> [GIVEN PROBLEM]: Copy all the data exactly, except the pictures.
»»
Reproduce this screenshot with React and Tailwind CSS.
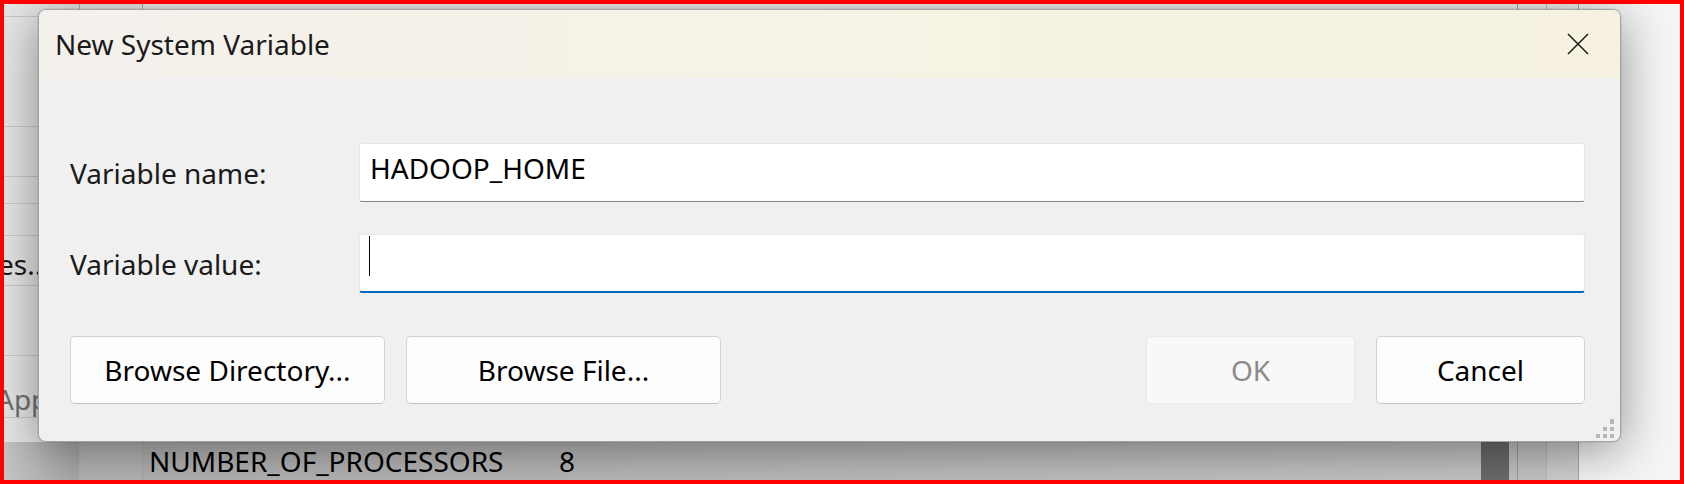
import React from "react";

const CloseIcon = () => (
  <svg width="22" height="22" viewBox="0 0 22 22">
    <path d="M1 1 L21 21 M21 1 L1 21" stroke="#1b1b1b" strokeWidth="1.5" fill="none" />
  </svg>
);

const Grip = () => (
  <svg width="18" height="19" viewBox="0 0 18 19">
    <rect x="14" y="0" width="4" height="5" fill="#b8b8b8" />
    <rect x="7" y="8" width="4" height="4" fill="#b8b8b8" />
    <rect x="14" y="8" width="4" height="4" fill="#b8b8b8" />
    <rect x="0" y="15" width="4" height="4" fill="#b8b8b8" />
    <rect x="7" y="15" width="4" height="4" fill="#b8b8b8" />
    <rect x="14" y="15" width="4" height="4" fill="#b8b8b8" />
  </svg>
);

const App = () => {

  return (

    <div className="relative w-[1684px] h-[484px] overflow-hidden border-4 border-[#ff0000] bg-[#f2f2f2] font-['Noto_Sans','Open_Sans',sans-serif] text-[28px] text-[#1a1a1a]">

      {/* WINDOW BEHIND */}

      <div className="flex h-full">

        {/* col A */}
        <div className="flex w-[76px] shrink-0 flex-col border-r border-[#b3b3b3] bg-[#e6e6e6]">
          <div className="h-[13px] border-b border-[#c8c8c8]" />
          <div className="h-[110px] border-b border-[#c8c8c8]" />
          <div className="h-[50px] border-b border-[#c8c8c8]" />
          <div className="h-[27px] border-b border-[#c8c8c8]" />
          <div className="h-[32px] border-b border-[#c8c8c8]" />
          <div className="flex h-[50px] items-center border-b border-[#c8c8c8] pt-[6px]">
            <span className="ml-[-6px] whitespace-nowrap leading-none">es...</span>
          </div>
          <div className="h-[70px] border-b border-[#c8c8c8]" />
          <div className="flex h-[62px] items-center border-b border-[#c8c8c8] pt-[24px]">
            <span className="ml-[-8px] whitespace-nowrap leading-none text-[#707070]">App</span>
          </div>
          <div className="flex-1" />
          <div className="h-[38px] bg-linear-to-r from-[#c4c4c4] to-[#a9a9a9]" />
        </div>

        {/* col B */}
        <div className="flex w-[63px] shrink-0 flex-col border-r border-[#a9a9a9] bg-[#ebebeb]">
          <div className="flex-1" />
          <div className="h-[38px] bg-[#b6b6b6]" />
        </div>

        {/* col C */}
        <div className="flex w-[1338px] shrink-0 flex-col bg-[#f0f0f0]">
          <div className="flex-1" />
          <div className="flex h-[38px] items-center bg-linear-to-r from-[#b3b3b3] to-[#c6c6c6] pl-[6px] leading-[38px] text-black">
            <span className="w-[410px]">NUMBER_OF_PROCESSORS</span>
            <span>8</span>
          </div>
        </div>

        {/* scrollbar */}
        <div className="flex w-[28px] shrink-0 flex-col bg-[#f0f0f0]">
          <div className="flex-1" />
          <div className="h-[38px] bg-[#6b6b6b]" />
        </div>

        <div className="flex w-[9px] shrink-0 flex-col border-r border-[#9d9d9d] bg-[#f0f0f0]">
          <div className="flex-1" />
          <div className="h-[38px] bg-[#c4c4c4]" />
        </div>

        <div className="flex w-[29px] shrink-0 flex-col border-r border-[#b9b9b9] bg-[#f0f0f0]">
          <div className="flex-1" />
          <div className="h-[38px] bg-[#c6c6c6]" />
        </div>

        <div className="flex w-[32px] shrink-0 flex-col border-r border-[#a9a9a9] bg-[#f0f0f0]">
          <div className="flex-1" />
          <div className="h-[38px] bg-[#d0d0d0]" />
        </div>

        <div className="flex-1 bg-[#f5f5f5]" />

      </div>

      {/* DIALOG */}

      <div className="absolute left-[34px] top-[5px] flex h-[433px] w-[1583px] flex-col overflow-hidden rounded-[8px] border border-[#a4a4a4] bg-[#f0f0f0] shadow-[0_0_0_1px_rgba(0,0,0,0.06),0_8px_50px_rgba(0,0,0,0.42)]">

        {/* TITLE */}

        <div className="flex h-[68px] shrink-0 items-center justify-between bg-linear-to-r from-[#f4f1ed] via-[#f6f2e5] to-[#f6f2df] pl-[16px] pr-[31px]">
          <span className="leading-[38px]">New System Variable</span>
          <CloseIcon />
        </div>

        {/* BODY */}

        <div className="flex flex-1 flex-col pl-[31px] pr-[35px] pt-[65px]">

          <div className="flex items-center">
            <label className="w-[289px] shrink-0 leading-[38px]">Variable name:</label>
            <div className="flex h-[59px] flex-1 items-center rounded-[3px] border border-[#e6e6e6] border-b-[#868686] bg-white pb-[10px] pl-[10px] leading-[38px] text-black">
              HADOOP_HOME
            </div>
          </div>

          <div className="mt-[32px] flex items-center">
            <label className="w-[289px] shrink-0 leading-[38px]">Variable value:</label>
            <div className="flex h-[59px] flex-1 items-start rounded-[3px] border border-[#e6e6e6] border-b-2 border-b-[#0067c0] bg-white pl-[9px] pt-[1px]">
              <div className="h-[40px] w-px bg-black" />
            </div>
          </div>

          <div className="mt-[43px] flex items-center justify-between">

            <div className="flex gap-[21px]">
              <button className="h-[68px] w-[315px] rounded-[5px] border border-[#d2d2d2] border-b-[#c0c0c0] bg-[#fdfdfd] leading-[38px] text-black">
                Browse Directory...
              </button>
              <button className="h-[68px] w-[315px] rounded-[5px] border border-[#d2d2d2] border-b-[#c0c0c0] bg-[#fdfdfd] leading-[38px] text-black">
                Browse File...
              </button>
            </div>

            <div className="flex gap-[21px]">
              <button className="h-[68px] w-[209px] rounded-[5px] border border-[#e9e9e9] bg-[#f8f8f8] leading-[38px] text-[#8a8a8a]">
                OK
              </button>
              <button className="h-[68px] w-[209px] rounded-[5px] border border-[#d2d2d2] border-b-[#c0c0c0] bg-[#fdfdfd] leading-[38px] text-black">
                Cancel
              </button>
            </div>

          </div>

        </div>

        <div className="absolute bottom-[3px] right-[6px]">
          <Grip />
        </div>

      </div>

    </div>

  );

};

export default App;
««
> [ANSWER IN FULL]:
Reproduce this screenshot with React and Tailwind CSS.
import React from "react";

const CloseIcon = () => (
  <svg width="22" height="22" viewBox="0 0 22 22">
    <path d="M1 1 L21 21 M21 1 L1 21" stroke="#1b1b1b" strokeWidth="1.5" fill="none" />
  </svg>
);

const Grip = () => (
  <svg width="18" height="19" viewBox="0 0 18 19">
    <rect x="14" y="0" width="4" height="5" fill="#b8b8b8" />
    <rect x="7" y="8" width="4" height="4" fill="#b8b8b8" />
    <rect x="14" y="8" width="4" height="4" fill="#b8b8b8" />
    <rect x="0" y="15" width="4" height="4" fill="#b8b8b8" />
    <rect x="7" y="15" width="4" height="4" fill="#b8b8b8" />
    <rect x="14" y="15" width="4" height="4" fill="#b8b8b8" />
  </svg>
);

const App = () => {

  return (

    <div className="relative w-[1684px] h-[484px] overflow-hidden border-4 border-[#ff0000] bg-[#f2f2f2] font-['Noto_Sans','Open_Sans',sans-serif] text-[28px] text-[#1a1a1a]">

      {/* WINDOW BEHIND */}

      <div className="flex h-full">

        {/* col A */}
        <div className="flex w-[76px] shrink-0 flex-col border-r border-[#b3b3b3] bg-[#e6e6e6]">
          <div className="h-[13px] border-b border-[#c8c8c8]" />
          <div className="h-[110px] border-b border-[#c8c8c8]" />
          <div className="h-[50px] border-b border-[#c8c8c8]" />
          <div className="h-[27px] border-b border-[#c8c8c8]" />
          <div className="h-[32px] border-b border-[#c8c8c8]" />
          <div className="flex h-[50px] items-center border-b border-[#c8c8c8] pt-[6px]">
            <span className="ml-[-6px] whitespace-nowrap leading-none">es...</span>
          </div>
          <div className="h-[70px] border-b border-[#c8c8c8]" />
          <div className="flex h-[62px] items-center border-b border-[#c8c8c8] pt-[24px]">
            <span className="ml-[-8px] whitespace-nowrap leading-none text-[#707070]">App</span>
          </div>
          <div className="flex-1" />
          <div className="h-[38px] bg-linear-to-r from-[#c4c4c4] to-[#a9a9a9]" />
        </div>

        {/* col B */}
        <div className="flex w-[63px] shrink-0 flex-col border-r border-[#a9a9a9] bg-[#ebebeb]">
          <div className="flex-1" />
          <div className="h-[38px] bg-[#b6b6b6]" />
        </div>

        {/* col C */}
        <div className="flex w-[1338px] shrink-0 flex-col bg-[#f0f0f0]">
          <div className="flex-1" />
          <div className="flex h-[38px] items-center bg-linear-to-r from-[#b3b3b3] to-[#c6c6c6] pl-[6px] leading-[38px] text-black">
            <span className="w-[410px]">NUMBER_OF_PROCESSORS</span>
            <span>8</span>
          </div>
        </div>

        {/* scrollbar */}
        <div className="flex w-[28px] shrink-0 flex-col bg-[#f0f0f0]">
          <div className="flex-1" />
          <div className="h-[38px] bg-[#6b6b6b]" />
        </div>

        <div className="flex w-[9px] shrink-0 flex-col border-r border-[#9d9d9d] bg-[#f0f0f0]">
          <div className="flex-1" />
          <div className="h-[38px] bg-[#c4c4c4]" />
        </div>

        <div className="flex w-[29px] shrink-0 flex-col border-r border-[#b9b9b9] bg-[#f0f0f0]">
          <div className="flex-1" />
          <div className="h-[38px] bg-[#c6c6c6]" />
        </div>

        <div className="flex w-[32px] shrink-0 flex-col border-r border-[#a9a9a9] bg-[#f0f0f0]">
          <div className="flex-1" />
          <div className="h-[38px] bg-[#d0d0d0]" />
        </div>

        <div className="flex-1 bg-[#f5f5f5]" />

      </div>

      {/* DIALOG */}

      <div className="absolute left-[34px] top-[5px] flex h-[433px] w-[1583px] flex-col overflow-hidden rounded-[8px] border border-[#a4a4a4] bg-[#f0f0f0] shadow-[0_0_0_1px_rgba(0,0,0,0.06),0_8px_50px_rgba(0,0,0,0.42)]">

        {/* TITLE */}

        <div className="flex h-[68px] shrink-0 items-center justify-between bg-linear-to-r from-[#f4f1ed] via-[#f6f2e5] to-[#f6f2df] pl-[16px] pr-[31px]">
          <span className="leading-[38px]">New System Variable</span>
          <CloseIcon />
        </div>

        {/* BODY */}

        <div className="flex flex-1 flex-col pl-[31px] pr-[35px] pt-[65px]">

          <div className="flex items-center">
            <label className="w-[289px] shrink-0 leading-[38px]">Variable name:</label>
            <div className="flex h-[59px] flex-1 items-center rounded-[3px] border border-[#e6e6e6] border-b-[#868686] bg-white pb-[10px] pl-[10px] leading-[38px] text-black">
              HADOOP_HOME
            </div>
          </div>

          <div className="mt-[32px] flex items-center">
            <label className="w-[289px] shrink-0 leading-[38px]">Variable value:</label>
            <div className="flex h-[59px] flex-1 items-start rounded-[3px] border border-[#e6e6e6] border-b-2 border-b-[#0067c0] bg-white pl-[9px] pt-[1px]">
              <div className="h-[40px] w-px bg-black" />
            </div>
          </div>

          <div className="mt-[43px] flex items-center justify-between">

            <div className="flex gap-[21px]">
              <button className="h-[68px] w-[315px] rounded-[5px] border border-[#d2d2d2] border-b-[#c0c0c0] bg-[#fdfdfd] leading-[38px] text-black">
                Browse Directory...
              </button>
              <button className="h-[68px] w-[315px] rounded-[5px] border border-[#d2d2d2] border-b-[#c0c0c0] bg-[#fdfdfd] leading-[38px] text-black">
                Browse File...
              </button>
            </div>

            <div className="flex gap-[21px]">
              <button className="h-[68px] w-[209px] rounded-[5px] border border-[#e9e9e9] bg-[#f8f8f8] leading-[38px] text-[#8a8a8a]">
                OK
              </button>
              <button className="h-[68px] w-[209px] rounded-[5px] border border-[#d2d2d2] border-b-[#c0c0c0] bg-[#fdfdfd] leading-[38px] text-black">
                Cancel
              </button>
            </div>

          </div>

        </div>

        <div className="absolute bottom-[3px] right-[6px]">
          <Grip />
        </div>

      </div>

    </div>

  );

};

export default App;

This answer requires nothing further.